The men and women who make up an ARH team volunteer from within the traditional units and have to be physically qualified.
While the program has been developing over the past few years, the Airmen have been training. They have attended the airborne school at Fort Benning, Ga., and have been learning the tactical skills needed for them to be ready to work alongside their Army counterparts.
“How many guys in the Air Force get to do this?” asked Staff Sgt. Mark Gostomski, 99th Civil Engineer Squadron, one of the 33 Airmen participating in the exercise.
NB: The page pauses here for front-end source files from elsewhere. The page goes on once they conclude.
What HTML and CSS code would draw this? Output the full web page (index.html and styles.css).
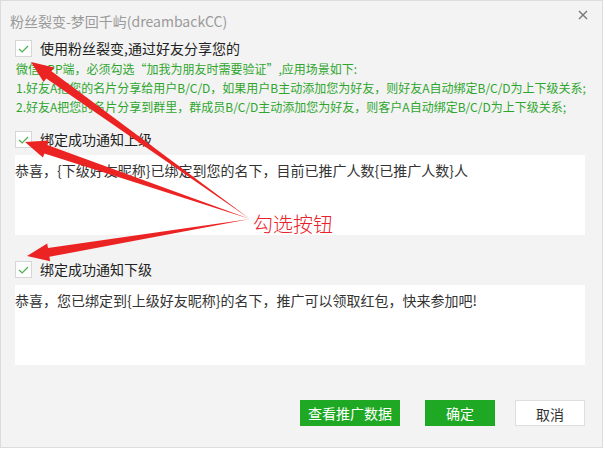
FILE: index.html
```html
<!DOCTYPE html>
<html lang="zh-CN">
<head>
    <meta charset="UTF-8">
    <meta name="viewport" content="width=device-width, initial-scale=1.0">
    <title>粉丝裂变</title>
    <link rel="stylesheet" href="styles.css">
</head>
<body>

    <div class="dialog">
        <!-- title bar -->
        <div class="title">粉丝裂变-梦回千屿(dreambackCC)</div>
        <span class="close">
            <svg width="10" height="10" viewBox="0 0 10 10"><path d="M1 1L9 9M9 1L1 9" stroke="#777" stroke-width="1.4"/></svg>
        </span>

        <div class="content">
            <!-- main switch -->
            <label class="check-row first">
                <span class="check"><svg width="11" height="8" viewBox="0 0 11 8"><path d="M1 4l3.2 3L10 1" fill="none" stroke="#4cb050" stroke-width="1.2"/></svg></span>
                <span class="check-label">使用粉丝裂变,通过好友分享您的</span>
            </label>
            <div class="tips">
                <p>微信APP端，必须勾选“加我为朋友时需要验证”,应用场景如下:</p>
                <p>1.好友A把您的名片分享给用户B/C/D，如果用户B主动添加您为好友，则好友A自动绑定B/C/D为上下级关系;</p>
                <p>2.好友A把您的名片分享到群里，群成员B/C/D主动添加您为好友，则客户A自动绑定B/C/D为上下级关系;</p>
            </div>

            <!-- notify upper -->
            <label class="check-row second">
                <span class="check"><svg width="11" height="8" viewBox="0 0 11 8"><path d="M1 4l3.2 3L10 1" fill="none" stroke="#4cb050" stroke-width="1.2"/></svg></span>
                <span class="check-label">绑定成功通知上级</span>
            </label>
            <textarea class="msg">恭喜，{下级好友昵称}已绑定到您的名下，目前已推广人数{已推广人数}人</textarea>

            <!-- notify lower -->
            <label class="check-row third">
                <span class="check"><svg width="11" height="8" viewBox="0 0 11 8"><path d="M1 4l3.2 3L10 1" fill="none" stroke="#4cb050" stroke-width="1.2"/></svg></span>
                <span class="check-label">绑定成功通知下级</span>
            </label>
            <textarea class="msg">恭喜，您已绑定到{上级好友昵称}的名下，推广可以领取红包，快来参加吧!</textarea>

            <!-- buttons -->
            <div class="actions">
                <button class="btn green wide">查看推广数据</button>
                <button class="btn green ok">确定</button>
                <button class="btn plain">取消</button>
            </div>
        </div>

        <!-- red annotation drawn over the dialog -->
        <svg class="marks" width="605" height="450" viewBox="0 0 605 450">
            <polygon fill="#ec2323" points="250,219 51.5,71.2 54.1,67.5 31,62 43.6,82.1 46.3,78.5"/>
            <polygon fill="#ec2323" points="250,219 47.3,144.9 48.7,140.6 25,142 42.9,157.6 44.4,153.4"/>
            <polygon fill="#ec2323" points="250,219 48,248 47.2,243.5 27,256 50.2,261.3 49.4,256.8"/>
        </svg>
        <span class="mark-text">勾选按钮</span>
    </div>

</body>
</html>
```

FILE: styles.css
```css
body {
    margin: 0;
    background-color: #ffffff;
    font-family: "Noto Sans CJK SC", "Noto Sans", sans-serif;
}

/* dialog box */
.dialog {
    position: relative;
    width: 601px;
    height: 446px;
    background-color: #f3f3f3;
    border: 1px solid #dcdcdc;
}

.title {
    padding: 10px 0 0 9px;
    font-size: 14px;
    line-height: 20px;
    color: #9a9a9a;
}

.close {
    position: absolute;
    top: 9px;
    right: 14px;
    line-height: 0;
}

.content {
    display: flex;
    flex-direction: column;
    padding: 0 14px;
}

/* checkbox rows */
.check-row {
    display: flex;
    align-items: center;
    gap: 8px;
    height: 17px;
}

.check-row.first { margin-top: 9px; }
.check-row.second { margin-top: 15px; }
.check-row.third { margin-top: 26px; }

.check {
    display: flex;
    align-items: center;
    justify-content: center;
    width: 15px;
    height: 15px;
    background-color: #ffffff;
    border: 1px solid #d6d6d6;
}

.check-label {
    font-size: 14px;
    line-height: 17px;
    color: #222222;
}

/* green hints */
.tips {
    margin-top: 2px;
    padding-left: 1px;
}

.tips p {
    margin: 0;
    font-size: 12px;
    line-height: 19px;
    color: #2ea62e;
    white-space: nowrap;
}

/* message boxes */
.msg {
    width: 570px;
    height: 80px;
    margin-top: 7px;
    padding: 5px 0 0 0;
    box-sizing: border-box;
    border: none;
    resize: none;
    outline: none;
    background-color: #ffffff;
    font-family: "Noto Sans CJK SC", "Noto Sans", sans-serif;
    font-size: 14px;
    line-height: 20px;
    color: #333333;
}

/* buttons */
.actions {
    display: flex;
    justify-content: flex-end;
    width: 570px;
    margin-top: 35px;
}

.btn {
    height: 26px;
    padding: 0;
    border: none;
    font-family: "Noto Sans CJK SC", "Noto Sans", sans-serif;
    font-size: 14px;
    line-height: 26px;
}

.btn.green {
    background-color: #1fa824;
    color: #ffffff;
}

.btn.wide { width: 100px; }
.btn.ok { width: 70px; margin-left: 25px; }

.btn.plain {
    width: 70px;
    margin-left: 20px;
    background-color: #ffffff;
    border: 1px solid #dedede;
    color: #333333;
}

/* annotation */
.marks {
    position: absolute;
    top: -1px;
    left: -1px;
}

.mark-text {
    position: absolute;
    top: 210px;
    left: 252px;
    font-size: 20px;
    font-weight: 300;
    line-height: 26px;
    color: #e8232b;
}
```
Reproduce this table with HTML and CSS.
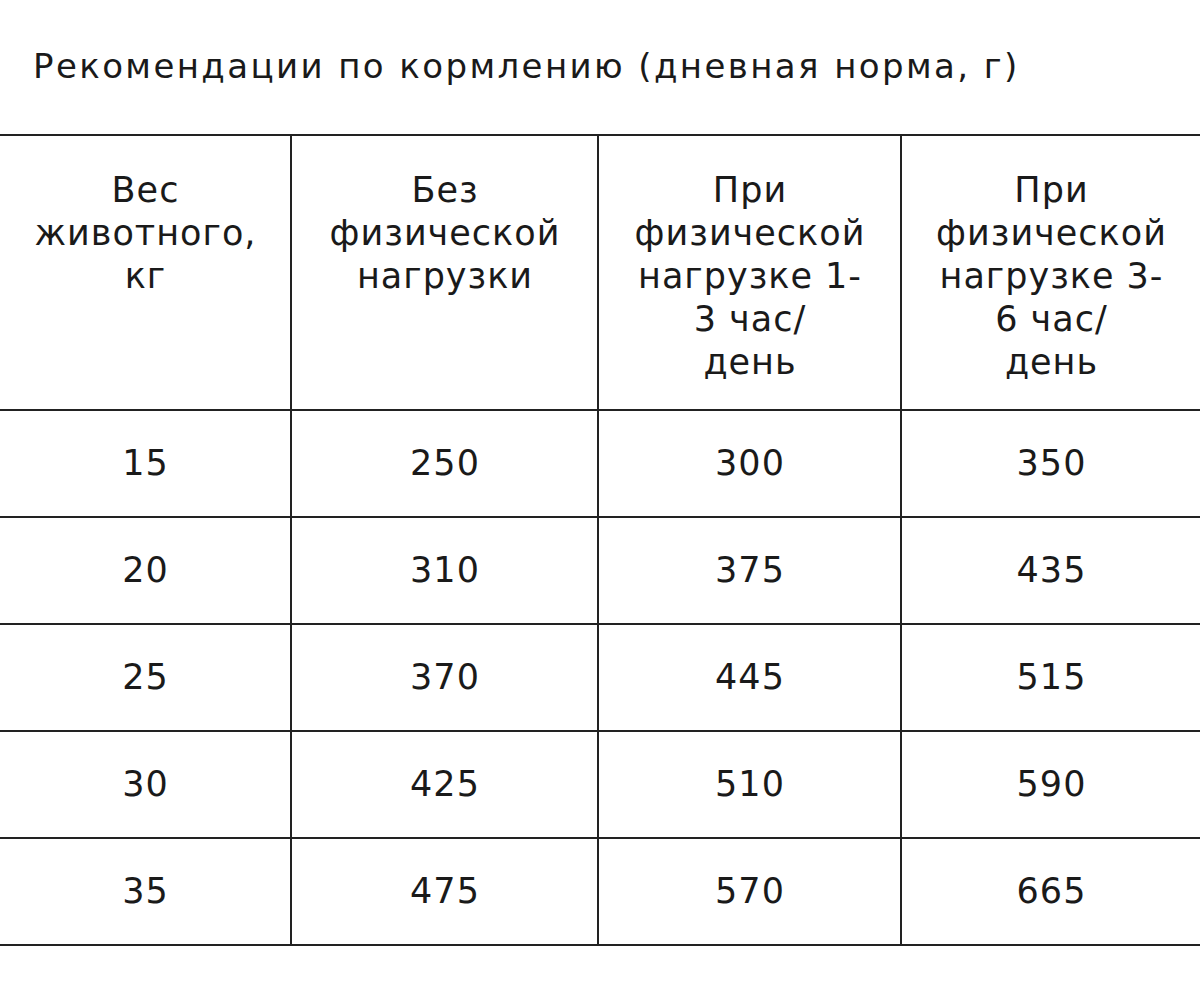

“The Air Force brings a wealth of experience and knowledge in airfield repair and airfield construction. We also have a wealth of tactical knowledge, so we’re basically melding the two into a joint collaboration of effort,” Major Brown said.
The idea is not to take over any of the jobs the Army already has within their units, but to augment those units with Air Force specialties.
“They are configured to do a rapid assessment and repair of a runway,” said Capt. Brent Legreid, airborne Red Horse project manager. “In addition to that, because they’ve got plumbers, electricians, and others, they can also do a good assessment of the facilities on the base or in the local area to determine if the infrastructure is there to support bigger follow-on forces. That is something that the Army doesn’t have integrated into their airborne corps.”
Although the Airmen said the differences between the Air Force and Army cultures can make working together a challenge, they also said the outcome is well worth it.
“It’s a groundbreaking opportunity to see where the Air Force is going,” said Staff Sgt. Thomas Cooper, 823rd Security Forces Squadron. “They’ve been really receptive to us. We’re stepping up to show what we’re capable of and to show that we can make their load lighter.”